Buy this if you already like the Petit'gguy line, want a cheap and quick build to break up a run of bigger kits, or want a small personalized desk piece with your own message on the placard. It also works well as a low-pressure starter build for a kid or a total beginner who wants a win in under an hour. Skip it if you are shopping for a serious display piece, want real articulation or part complexity, or only buy kits tied to mobile suits you recognize from the shows, because Lucky Orange has no lore hook beyond its color name.

The build story

What the build is actually like, and the engineering worth knowing about.

The build is about as low-friction as Gunpla gets. Parts are few, gates are small and easy to clean with a basic nipper pass, and everything snaps together without glue or a painting session. Most builders are done in fifteen to thirty minutes, which makes this a natural palate cleanser between longer MG or PG projects rather than a kit you sit down and grind through.

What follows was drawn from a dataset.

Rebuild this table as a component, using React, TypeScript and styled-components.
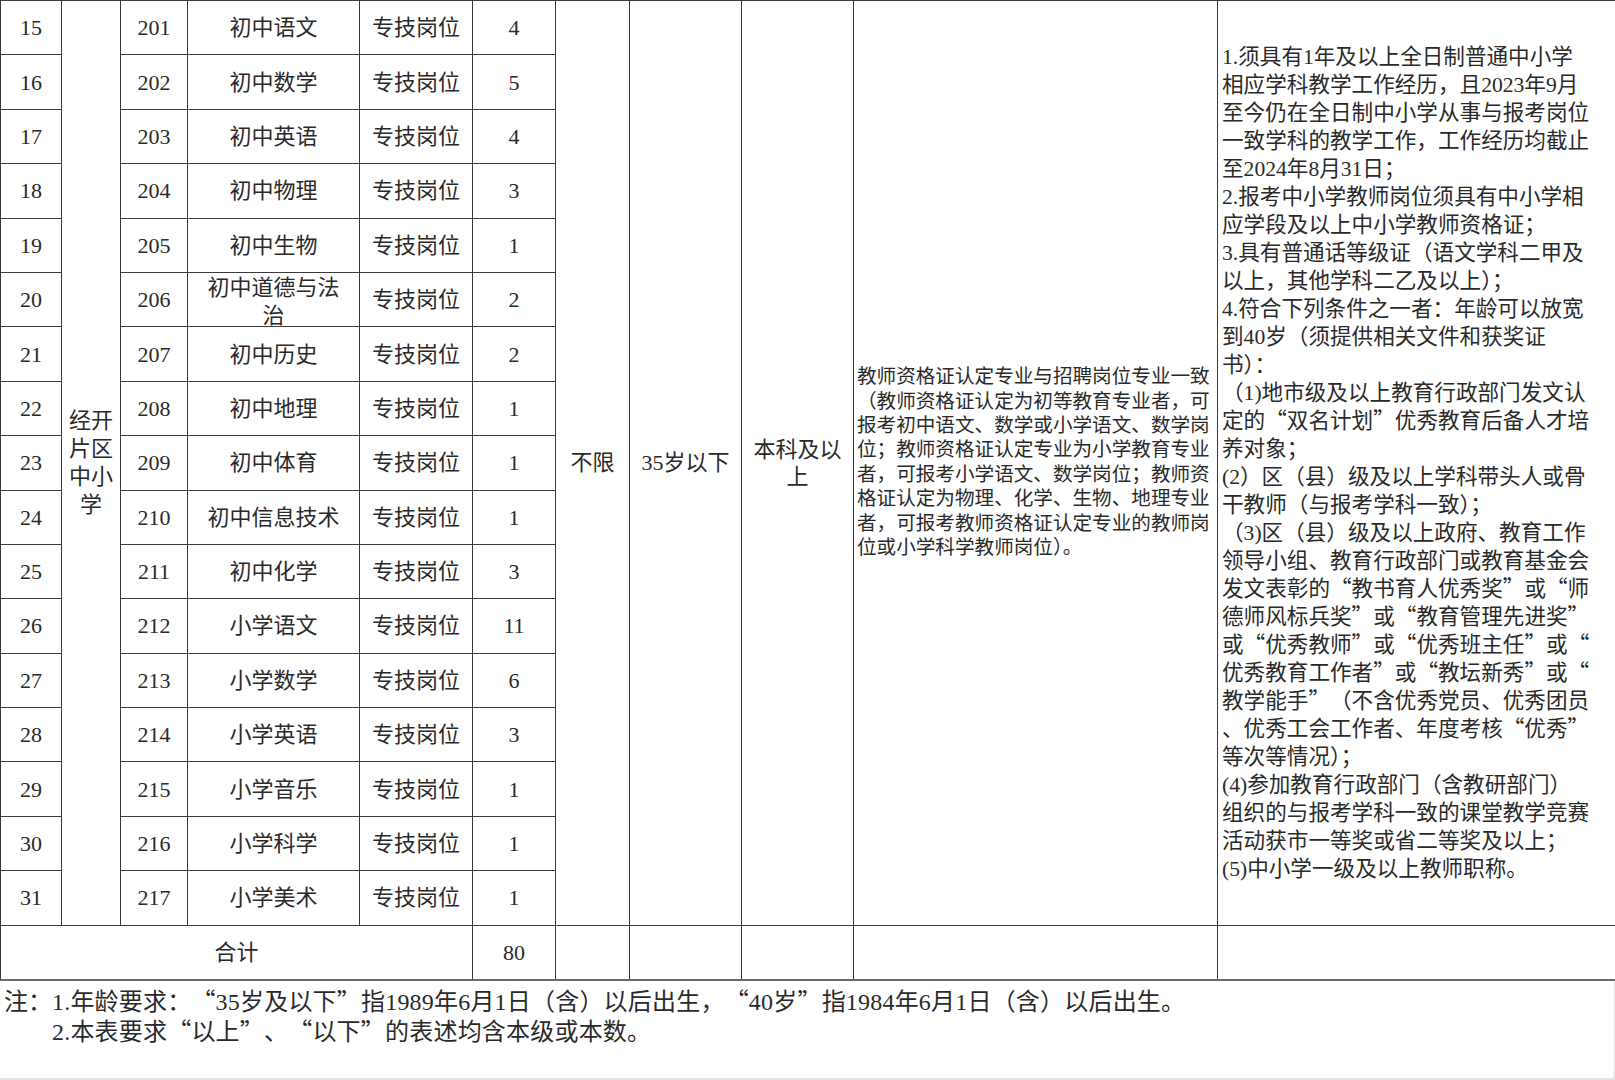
import React from "react";
import styled, { createGlobalStyle } from "styled-components";

type Post = {
    no: number
    code: number
    subject: string[]
    count: number
}

const posts: Post[] = [
    { no: 15, code: 201, subject: ["初中语文"], count: 4 },
    { no: 16, code: 202, subject: ["初中数学"], count: 5 },
    { no: 17, code: 203, subject: ["初中英语"], count: 4 },
    { no: 18, code: 204, subject: ["初中物理"], count: 3 },
    { no: 19, code: 205, subject: ["初中生物"], count: 1 },
    { no: 20, code: 206, subject: ["初中道德与法", "治"], count: 2 },
    { no: 21, code: 207, subject: ["初中历史"], count: 2 },
    { no: 22, code: 208, subject: ["初中地理"], count: 1 },
    { no: 23, code: 209, subject: ["初中体育"], count: 1 },
    { no: 24, code: 210, subject: ["初中信息技术"], count: 1 },
    { no: 25, code: 211, subject: ["初中化学"], count: 3 },
    { no: 26, code: 212, subject: ["小学语文"], count: 11 },
    { no: 27, code: 213, subject: ["小学数学"], count: 6 },
    { no: 28, code: 214, subject: ["小学英语"], count: 3 },
    { no: 29, code: 215, subject: ["小学音乐"], count: 1 },
    { no: 30, code: 216, subject: ["小学科学"], count: 1 },
    { no: 31, code: 217, subject: ["小学美术"], count: 1 },
]

const colWidths = [61, 59, 67, 172, 113, 83, 74, 112, 112, 364, 398]

const majorLines = [
    "教师资格证认定专业与招聘岗位专业一致",
    "（教师资格证认定为初等教育专业者，可",
    "报考初中语文、数学或小学语文、数学岗",
    "位；教师资格证认定专业为小学教育专业",
    "者，可报考小学语文、数学岗位；教师资",
    "格证认定为物理、化学、生物、地理专业",
    "者，可报考教师资格证认定专业的教师岗",
    "位或小学科学教师岗位）。",
]

const otherLines = [
    "1.须具有1年及以上全日制普通中小学",
    "相应学科教学工作经历，且2023年9月",
    "至今仍在全日制中小学从事与报考岗位",
    "一致学科的教学工作，工作经历均截止",
    "至2024年8月31日；",
    "2.报考中小学教师岗位须具有中小学相",
    "应学段及以上中小学教师资格证；",
    "3.具有普通话等级证（语文学科二甲及",
    "以上，其他学科二乙及以上）；",
    "4.符合下列条件之一者：年龄可以放宽",
    "到40岁（须提供相关文件和获奖证",
    "书）：",
    "（1)地市级及以上教育行政部门发文认",
    "定的“双名计划”优秀教育后备人才培",
    "养对象；",
    "(2）区（县）级及以上学科带头人或骨",
    "干教师（与报考学科一致）；",
    "（3)区（县）级及以上政府、教育工作",
    "领导小组、教育行政部门或教育基金会",
    "发文表彰的“教书育人优秀奖”或“师",
    "德师风标兵奖”或“教育管理先进奖”",
    "或“优秀教师”或“优秀班主任”或“",
    "优秀教育工作者”或“教坛新秀”或“",
    "教学能手”（不含优秀党员、优秀团员",
    "、优秀工会工作者、年度考核“优秀”",
    "等次等情况）；",
    "(4)参加教育行政部门（含教研部门）",
    "组织的与报考学科一致的课堂教学竞赛",
    "活动获市一等奖或省二等奖及以上；",
    "(5)中小学一级及以上教师职称。",
]

// curly quotes come from the CJK face so they take a full em, as in SimSun
function cjk(text: string) {
    return text.split(/([“”])/).map((part, i) =>
        part === "“" || part === "”" ? <Wide key={i}>{part}</Wide> : part
    )
}

export default function App() {
    return (
        <>
            <GlobalStyle />
            <Page lang="zh-CN">
                <Sheet>
                    <colgroup>
                        {colWidths.map((w, i) => (
                            <col key={i} style={{ width: w }} />
                        ))}
                    </colgroup>
                    <tbody>
                        {posts.map((post, index) => (
                            <Row key={post.no}>
                                <Cell>{post.no}</Cell>
                                {index === 0 && (
                                    <Cell rowSpan={posts.length} $tight>
                                        经开片区中小学
                                    </Cell>
                                )}
                                <Cell>{post.code}</Cell>
                                <Cell>
                                    {post.subject.length > 1 ? (
                                        <SubjectClip>
                                            {post.subject.map((line) => (
                                                <div key={line}>{line}</div>
                                            ))}
                                        </SubjectClip>
                                    ) : (
                                        post.subject[0]
                                    )}
                                </Cell>
                                <Cell>专技岗位</Cell>
                                <Cell>{post.count}</Cell>
                                {index === 0 && (
                                    <>
                                        <Cell rowSpan={posts.length}>不限</Cell>
                                        <Cell rowSpan={posts.length}>35岁以下</Cell>
                                        <Cell rowSpan={posts.length}>本科及以上</Cell>
                                        <TextCell rowSpan={posts.length} $size={19.6} $pad={3}>
                                            {majorLines.map((line) => (
                                                <TextLine key={line} $height={24.4}>{cjk(line)}</TextLine>
                                            ))}
                                        </TextCell>
                                        <TextCell rowSpan={posts.length} $size={21.6} $pad={4}>
                                            {otherLines.map((line) => (
                                                <TextLine key={line} $height={28}>{cjk(line)}</TextLine>
                                            ))}
                                        </TextCell>
                                    </>
                                )}
                            </Row>
                        ))}
                        <TotalRow>
                            <Cell colSpan={5}>合计</Cell>
                            <Cell>80</Cell>
                            <Cell />
                            <Cell />
                            <Cell />
                            <Cell />
                            <Cell />
                        </TotalRow>
                    </tbody>
                </Sheet>
                <NoteArea>
                    <NoteLabel>注：</NoteLabel>
                    <NoteList>
                        <NoteLine>
                            {cjk("1.年龄要求：“35岁及以下”指1989年6月1日（含）以后出生，“40岁”指1984年6月1日（含）以后出生。")}
                        </NoteLine>
                        <NoteLine>{cjk("2.本表要求“以上”、“以下”的表述均含本级或本数。")}</NoteLine>
                    </NoteList>
                </NoteArea>
            </Page>
        </>
    )
}

const GlobalStyle = createGlobalStyle`
    html, body {
        margin: 0;
        padding: 0;
        background: #ffffff;
    }

    body {
        width: 1615px;
        height: 1080px;
        overflow: hidden;
    }
`

const Page = styled.div`
    width: 1615px;
    height: 1080px;
    display: flex;
    flex-direction: column;
    font-family: "Liberation Serif", "Noto Sans CJK SC", serif;
    color: #2a2a2a;
    background: #ffffff;
`

const Wide = styled.span`
    display: inline-block;
    height: 1em;
    line-height: 1em;
    font-family: "Noto Sans CJK SC", sans-serif;
`

const Sheet = styled.table`
    width: 1615px;
    border-collapse: collapse;
    table-layout: fixed;
`

const Row = styled.tr`
    height: 54.4px;
`

const TotalRow = styled(Row)`
    td {
        border-bottom: 2px solid #6a6a6a;
    }
`

const Cell = styled.td<{ $tight?: boolean }>`
    box-sizing: border-box;
    border: 1px solid #3a3a3a;
    padding: ${({ $tight }) => ($tight ? "0 7px" : "0 5px")};
    text-align: center;
    vertical-align: middle;
    font-size: 22px;
    line-height: ${({ $tight }) => ($tight ? "27.8px" : "27px")};
    overflow: hidden;
`

const SubjectClip = styled.div`
    height: 52px;
    overflow: hidden;
    display: flex;
    flex-direction: column;
    justify-content: flex-start;
    line-height: 28px;
    white-space: nowrap;
`

const TextCell = styled.td<{ $size: number, $pad: number }>`
    box-sizing: border-box;
    border: 1px solid #3a3a3a;
    padding: 0 0 0 ${({ $pad }) => $pad}px;
    text-align: left;
    vertical-align: middle;
    font-size: ${({ $size }) => $size}px;
    overflow: hidden;
`

const TextLine = styled.div<{ $height: number }>`
    height: ${({ $height }) => $height}px;
    line-height: ${({ $height }) => $height}px;
    white-space: nowrap;
`

const NoteArea = styled.div`
    flex: 1;
    display: flex;
    align-items: flex-start;
    padding: 6px 0 0 4px;
    border-right: 1px solid #dcdcdc;
    border-bottom: 2px solid #e4e4e4;
    font-size: 24px;
    letter-spacing: 0.2px;
`

const NoteLabel = styled.span`
    flex: none;
    width: 48px;
    line-height: 30px;
    letter-spacing: 0;
`

const NoteList = styled.div`
    display: flex;
    flex-direction: column;
`

const NoteLine = styled.div`
    height: 30px;
    line-height: 30px;
    white-space: nowrap;
`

The standout engineering touch for something this small is the ball-jointed head, ear, and limb setup, which lets the little guy tilt and turn in a way that reads as expressive rather than static. The placard system is the other highlight: a short and long pole option plus a paw connector let you mount your own written or drawn sign, and the included jigsaw stand connects to other Petit'gguy and Haropla stands if you are building a collection. Part count is minimal and there are no real accessories beyond the placard hardware, so value here is about charm and speed, not detail density.

Lore & trivia

  • 01Petit'gguy is Bandai's chibi spin-off line built on the Haro and Acguy design language, introduced alongside Gundam Build Fighters Try.
  • 02The characters and kit line continued to appear in Gundam Build Fighters Try Island Wars, Gundam Build Fighters: Battlogue, and the Gundam Build Divers franchise.
  • 03The customizable placard accessory ships with both a short and long display pole plus a paw-mounted connector, and Bandai's own instructions recommend a permanent marker for writing on it.
  • 04The Petit'gguy display stand is designed to click together with other Petit'gguy and Haropla stands, letting collectors build out a connected lineup on one shelf.